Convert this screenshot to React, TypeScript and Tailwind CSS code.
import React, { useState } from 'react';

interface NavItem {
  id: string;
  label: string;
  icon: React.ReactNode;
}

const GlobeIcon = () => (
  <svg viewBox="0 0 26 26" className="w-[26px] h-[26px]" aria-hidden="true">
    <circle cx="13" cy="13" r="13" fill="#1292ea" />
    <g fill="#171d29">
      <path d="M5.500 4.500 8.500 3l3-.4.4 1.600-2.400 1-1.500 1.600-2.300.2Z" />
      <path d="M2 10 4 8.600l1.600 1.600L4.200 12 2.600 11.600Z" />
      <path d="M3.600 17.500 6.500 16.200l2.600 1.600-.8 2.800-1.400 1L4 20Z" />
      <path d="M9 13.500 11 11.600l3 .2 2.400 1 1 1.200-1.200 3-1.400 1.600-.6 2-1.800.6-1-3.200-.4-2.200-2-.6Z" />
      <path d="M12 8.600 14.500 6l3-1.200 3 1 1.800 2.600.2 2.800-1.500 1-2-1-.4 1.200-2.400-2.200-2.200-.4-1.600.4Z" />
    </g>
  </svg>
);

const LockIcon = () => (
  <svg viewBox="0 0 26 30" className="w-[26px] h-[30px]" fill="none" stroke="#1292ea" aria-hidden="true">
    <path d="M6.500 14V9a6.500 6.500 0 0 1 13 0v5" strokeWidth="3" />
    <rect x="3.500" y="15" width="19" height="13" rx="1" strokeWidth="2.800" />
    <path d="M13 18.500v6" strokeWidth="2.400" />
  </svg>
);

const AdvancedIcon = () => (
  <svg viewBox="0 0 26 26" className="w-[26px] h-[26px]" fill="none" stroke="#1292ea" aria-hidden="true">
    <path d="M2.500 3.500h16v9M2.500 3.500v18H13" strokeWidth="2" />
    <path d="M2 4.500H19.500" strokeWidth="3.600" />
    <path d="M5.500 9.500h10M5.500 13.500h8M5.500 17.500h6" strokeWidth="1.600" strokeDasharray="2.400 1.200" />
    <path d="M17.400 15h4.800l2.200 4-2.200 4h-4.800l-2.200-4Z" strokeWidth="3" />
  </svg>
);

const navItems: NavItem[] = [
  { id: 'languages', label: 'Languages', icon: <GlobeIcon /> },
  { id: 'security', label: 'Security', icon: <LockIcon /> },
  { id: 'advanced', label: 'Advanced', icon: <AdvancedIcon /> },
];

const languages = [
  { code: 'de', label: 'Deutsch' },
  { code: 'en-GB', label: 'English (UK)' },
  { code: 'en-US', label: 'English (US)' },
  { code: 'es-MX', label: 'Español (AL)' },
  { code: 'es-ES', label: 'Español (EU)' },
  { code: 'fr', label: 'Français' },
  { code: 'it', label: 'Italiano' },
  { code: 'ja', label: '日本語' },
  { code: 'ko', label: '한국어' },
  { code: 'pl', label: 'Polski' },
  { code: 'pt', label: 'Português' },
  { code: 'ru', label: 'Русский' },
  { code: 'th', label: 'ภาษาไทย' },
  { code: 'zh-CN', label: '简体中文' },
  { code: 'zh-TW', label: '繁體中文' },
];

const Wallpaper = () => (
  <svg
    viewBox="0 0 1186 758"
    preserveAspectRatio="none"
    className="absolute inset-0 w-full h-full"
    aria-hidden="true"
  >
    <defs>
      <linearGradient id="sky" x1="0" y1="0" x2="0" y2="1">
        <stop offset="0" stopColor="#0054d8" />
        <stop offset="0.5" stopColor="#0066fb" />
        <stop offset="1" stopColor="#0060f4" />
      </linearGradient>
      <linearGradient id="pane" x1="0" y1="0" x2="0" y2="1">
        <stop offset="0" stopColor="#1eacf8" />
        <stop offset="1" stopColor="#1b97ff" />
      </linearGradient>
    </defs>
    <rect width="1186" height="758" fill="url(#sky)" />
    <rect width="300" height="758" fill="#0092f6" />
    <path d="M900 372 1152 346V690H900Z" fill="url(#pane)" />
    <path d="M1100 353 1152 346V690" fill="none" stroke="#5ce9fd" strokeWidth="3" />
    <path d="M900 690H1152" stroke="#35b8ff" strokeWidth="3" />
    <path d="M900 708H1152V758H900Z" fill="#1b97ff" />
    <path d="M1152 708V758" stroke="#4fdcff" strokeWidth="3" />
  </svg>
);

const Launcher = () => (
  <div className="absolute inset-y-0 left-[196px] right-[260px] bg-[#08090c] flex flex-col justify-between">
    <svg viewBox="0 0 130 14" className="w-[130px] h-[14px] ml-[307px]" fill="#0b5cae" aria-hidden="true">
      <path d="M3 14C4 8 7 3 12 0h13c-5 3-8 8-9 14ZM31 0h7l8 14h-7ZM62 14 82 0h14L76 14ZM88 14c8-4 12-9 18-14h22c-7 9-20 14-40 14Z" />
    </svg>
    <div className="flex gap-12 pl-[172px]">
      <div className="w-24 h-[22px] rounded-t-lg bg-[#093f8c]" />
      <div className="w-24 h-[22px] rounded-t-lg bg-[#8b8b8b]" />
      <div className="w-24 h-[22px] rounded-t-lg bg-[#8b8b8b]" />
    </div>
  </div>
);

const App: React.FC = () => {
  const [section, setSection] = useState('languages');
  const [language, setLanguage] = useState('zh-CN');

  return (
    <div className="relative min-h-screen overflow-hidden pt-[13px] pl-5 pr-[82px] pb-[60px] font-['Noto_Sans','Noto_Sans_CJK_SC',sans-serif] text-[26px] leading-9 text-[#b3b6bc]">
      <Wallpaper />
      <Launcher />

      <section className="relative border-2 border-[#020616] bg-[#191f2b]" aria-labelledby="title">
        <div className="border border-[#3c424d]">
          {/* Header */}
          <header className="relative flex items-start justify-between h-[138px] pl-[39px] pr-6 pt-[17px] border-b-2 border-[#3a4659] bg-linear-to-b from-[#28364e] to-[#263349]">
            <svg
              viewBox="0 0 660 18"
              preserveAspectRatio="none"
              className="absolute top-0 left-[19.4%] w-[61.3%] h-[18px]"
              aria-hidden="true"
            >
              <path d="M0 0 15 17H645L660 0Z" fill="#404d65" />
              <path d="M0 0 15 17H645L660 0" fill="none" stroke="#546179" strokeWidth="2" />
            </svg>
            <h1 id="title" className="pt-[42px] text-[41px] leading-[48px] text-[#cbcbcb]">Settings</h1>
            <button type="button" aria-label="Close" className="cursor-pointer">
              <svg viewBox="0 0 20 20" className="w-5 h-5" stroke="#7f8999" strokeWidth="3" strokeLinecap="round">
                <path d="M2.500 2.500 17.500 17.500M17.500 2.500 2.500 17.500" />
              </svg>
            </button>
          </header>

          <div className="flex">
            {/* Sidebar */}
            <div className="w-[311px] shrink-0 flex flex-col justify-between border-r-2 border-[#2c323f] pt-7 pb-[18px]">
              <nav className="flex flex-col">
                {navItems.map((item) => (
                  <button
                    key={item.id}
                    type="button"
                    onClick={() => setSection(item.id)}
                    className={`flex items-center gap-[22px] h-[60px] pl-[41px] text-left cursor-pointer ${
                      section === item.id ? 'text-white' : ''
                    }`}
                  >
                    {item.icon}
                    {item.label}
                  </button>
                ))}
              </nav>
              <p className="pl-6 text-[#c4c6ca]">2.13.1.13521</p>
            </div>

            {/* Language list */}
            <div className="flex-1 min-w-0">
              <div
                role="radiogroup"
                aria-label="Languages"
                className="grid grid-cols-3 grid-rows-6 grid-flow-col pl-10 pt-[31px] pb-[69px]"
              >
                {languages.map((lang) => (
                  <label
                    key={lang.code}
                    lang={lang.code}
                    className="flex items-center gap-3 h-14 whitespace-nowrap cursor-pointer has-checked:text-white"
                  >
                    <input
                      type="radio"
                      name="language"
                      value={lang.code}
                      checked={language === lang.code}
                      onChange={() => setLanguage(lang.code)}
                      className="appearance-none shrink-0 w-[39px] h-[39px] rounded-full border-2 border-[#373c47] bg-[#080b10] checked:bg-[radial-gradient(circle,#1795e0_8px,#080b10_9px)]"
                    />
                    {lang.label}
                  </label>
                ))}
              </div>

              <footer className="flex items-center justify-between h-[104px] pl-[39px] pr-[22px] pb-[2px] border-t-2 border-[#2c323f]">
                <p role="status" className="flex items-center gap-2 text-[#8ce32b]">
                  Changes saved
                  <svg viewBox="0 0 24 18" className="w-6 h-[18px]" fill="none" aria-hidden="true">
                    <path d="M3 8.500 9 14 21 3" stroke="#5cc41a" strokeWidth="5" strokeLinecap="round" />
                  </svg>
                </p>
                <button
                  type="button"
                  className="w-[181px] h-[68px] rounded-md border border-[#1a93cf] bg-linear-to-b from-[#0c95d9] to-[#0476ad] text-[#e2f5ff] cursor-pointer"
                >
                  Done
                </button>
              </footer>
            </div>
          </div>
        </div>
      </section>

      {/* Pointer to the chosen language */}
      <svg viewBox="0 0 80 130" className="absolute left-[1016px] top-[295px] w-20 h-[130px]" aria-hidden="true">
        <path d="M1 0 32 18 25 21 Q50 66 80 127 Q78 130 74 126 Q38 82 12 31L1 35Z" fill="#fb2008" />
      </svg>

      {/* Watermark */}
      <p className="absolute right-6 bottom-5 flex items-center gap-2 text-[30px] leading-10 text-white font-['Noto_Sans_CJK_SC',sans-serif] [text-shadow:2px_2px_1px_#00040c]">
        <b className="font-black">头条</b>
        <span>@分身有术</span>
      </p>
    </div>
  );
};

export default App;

● ● ●

- _Your instructions_:
Identify the lines that hold the word "React". Copy every one of them.

- _Result of this exercise_:
Convert this screenshot to React, TypeScript and Tailwind CSS code.
import React, { useState } from 'react';
  icon: React.ReactNode;
const App: React.FC = () => {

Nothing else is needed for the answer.